After each of the incidents above, BP has said it was just one of those things, and pledged to repent. Yet it has also sought the cover of the herd. Since Macondo, Dudley has suggested that there is a lesson for the entire industry, seriously irritating Exxon CEO Rex Tillerson. Why is Tillerson irritated? Because after Exxon’s own signature catastrophic accident two decades ago — the Valdez supertanker spill — the company instituted the tightest safety regime in the industry, and has suffered no recurrence. Tillerson thinks the problem is not systemic, but that of a single bad actor.

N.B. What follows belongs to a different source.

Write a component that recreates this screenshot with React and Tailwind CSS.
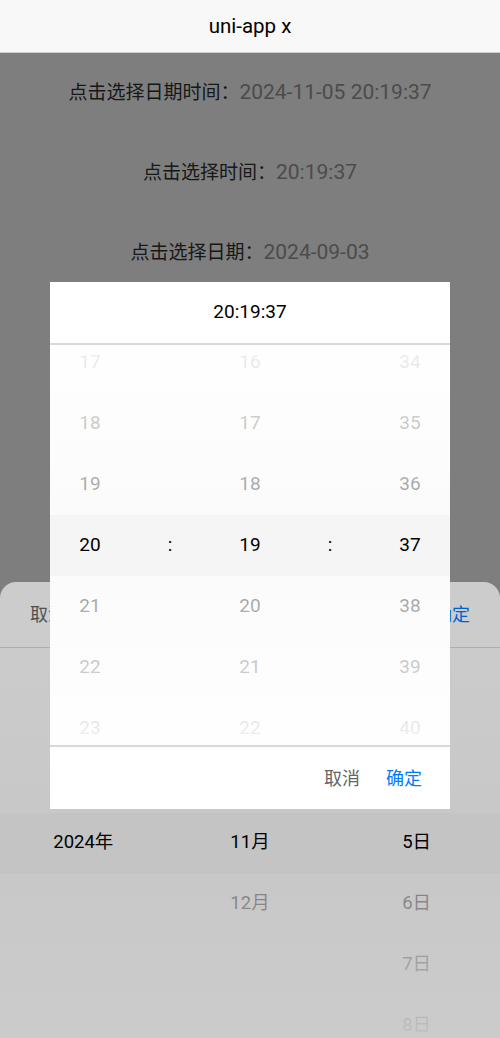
import React from 'react'

const hours = ['17', '18', '19', '20', '21', '22', '23']
const minutes = ['16', '17', '18', '19', '20', '21', '22']
const seconds = ['34', '35', '36', '37', '38', '39', '40']
const colon = ['', '', '', ':', '', '', '']

// rows above the selected one sit under the time dialog, so they are left blank
const years = ['', '', '', '2024年', '', '', '']
const months = ['', '', '', '11月', '12月', '', '']
const days = ['', '', '', '5日', '6日', '7日', '8日']

const Column = ({ items, className }) => (
  <div className={`flex flex-col justify-center overflow-hidden ${className}`}>
    {items.map((item, i) => (
      <div key={i} className="h-[61px] shrink-0 flex items-center justify-center">
        {item}
      </div>
    ))}
  </div>
)

const rows = [
  { label: '点击选择日期时间：', value: '2024-11-05 20:19:37' },
  { label: '点击选择时间：', value: '20:19:37' },
  { label: '点击选择日期：', value: '2024-09-03' },
]

export default function App() {
  return (
    <div className="relative w-full h-[1038px] overflow-hidden bg-white font-['Roboto','Noto_Sans_CJK_SC',sans-serif]">
      {/* Navigation bar */}
      <div className="h-[53px] bg-[#f8f8f8] border-b border-[#cfcfcf] flex items-center justify-center">
        <span className="text-[20.5px] text-black">uni-app x</span>
      </div>

      {/* Page content */}
      <div className="flex flex-col">
        {rows.map((row) => (
          <div key={row.label} className="h-[80px] flex items-center justify-center">
            <span className="text-[19px] text-[#333]">{row.label}</span>
            <span className="text-[21px] text-[#999]">{row.value}</span>
          </div>
        ))}
      </div>

      {/* Date picker mask */}
      <div className="absolute inset-x-0 top-[53px] bottom-0 bg-black/[0.38]"></div>

      {/* Date picker bottom sheet */}
      <div className="absolute inset-x-0 bottom-0 h-[456px] bg-white rounded-t-[16px] overflow-hidden">
        <div className="h-[66px] border-b border-[#d9d9d9] flex items-center justify-between px-[30px] text-[18px]">
          <span className="text-[#666]">取消</span>
          <span className="text-[#007aff]">确定</span>
        </div>
        <div className="relative h-[390px] bg-[#f5f5f5] flex text-[18.5px] text-black">
          <Column items={years} className="flex-1" />
          <Column items={months} className="flex-1" />
          <Column items={days} className="flex-1" />
          <div className="absolute inset-x-0 top-0 h-[164.5px] bg-linear-to-b from-white/95 to-white/60"></div>
          <div className="absolute inset-x-0 bottom-0 h-[164.5px] bg-linear-to-t from-white/95 to-white/60"></div>
        </div>
      </div>

      {/* Time picker mask + dialog */}
      <div className="absolute inset-x-0 top-[53px] bottom-0 bg-black/20 flex items-center justify-center">
        <div className="w-[400px] bg-white">
          <div className="h-[63px] border-b-2 border-[#d9d9d9] flex items-center justify-center text-[19px] text-black">
            20:19:37
          </div>
          <div className="relative h-[400px] bg-[#f5f5f5] flex text-[19px] text-black">
            <Column items={hours} className="w-[80px]" />
            <Column items={colon} className="w-[80px]" />
            <Column items={minutes} className="w-[80px]" />
            <Column items={colon} className="w-[80px]" />
            <Column items={seconds} className="w-[80px]" />
            <div className="absolute inset-x-0 top-0 h-[169.5px] bg-linear-to-b from-white/95 to-white/60"></div>
            <div className="absolute inset-x-0 bottom-0 h-[169.5px] bg-linear-to-t from-white/95 to-white/60"></div>
          </div>
          <div className="h-[64px] border-t-2 border-[#d9d9d9] flex items-center justify-end pr-[15px] text-[18px]">
            <span className="px-[13px] text-[#666]">取消</span>
            <span className="px-[13px] text-[#007aff]">确定</span>
          </div>
        </div>
      </div>
    </div>
  )
}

I’ve also written that the industry as a whole needs to sharpen its game, yet Tillerson has a point. In six years, we have three major accidents, market manipulation, and contract infidelity. One after another, three CEOs vowed yet failed to transform the system. About two weeks ago, BP shareholders overwhelmingly re-affirmed Dudley’s position as CEO.

The market has not been entirely supine. BP’s share price is still down by 22 percent since the April 20, 2010, Macondo spill. Yet the incident in Russia — which in my view raises serious questions of judgment and competence on the part of Dudley — has evoked barely a yawn. The share price has been essentially flat since the Rosneft deal was signed and went south.

Even if you do have hundreds of great people in the company, BP’s culture is extremely problematic. Short of serious criminality, laws do not permit a government-led off-with-his-head approach applied to bad dictators. As for a market response, one might ask what type of incident would trigger a company-changing selloff. The type that forces a lopping off of the entire top of the company, and a true transformation of the culture. Or its acquisition by a more responsible rival.

A second question is why shareholders are waiting.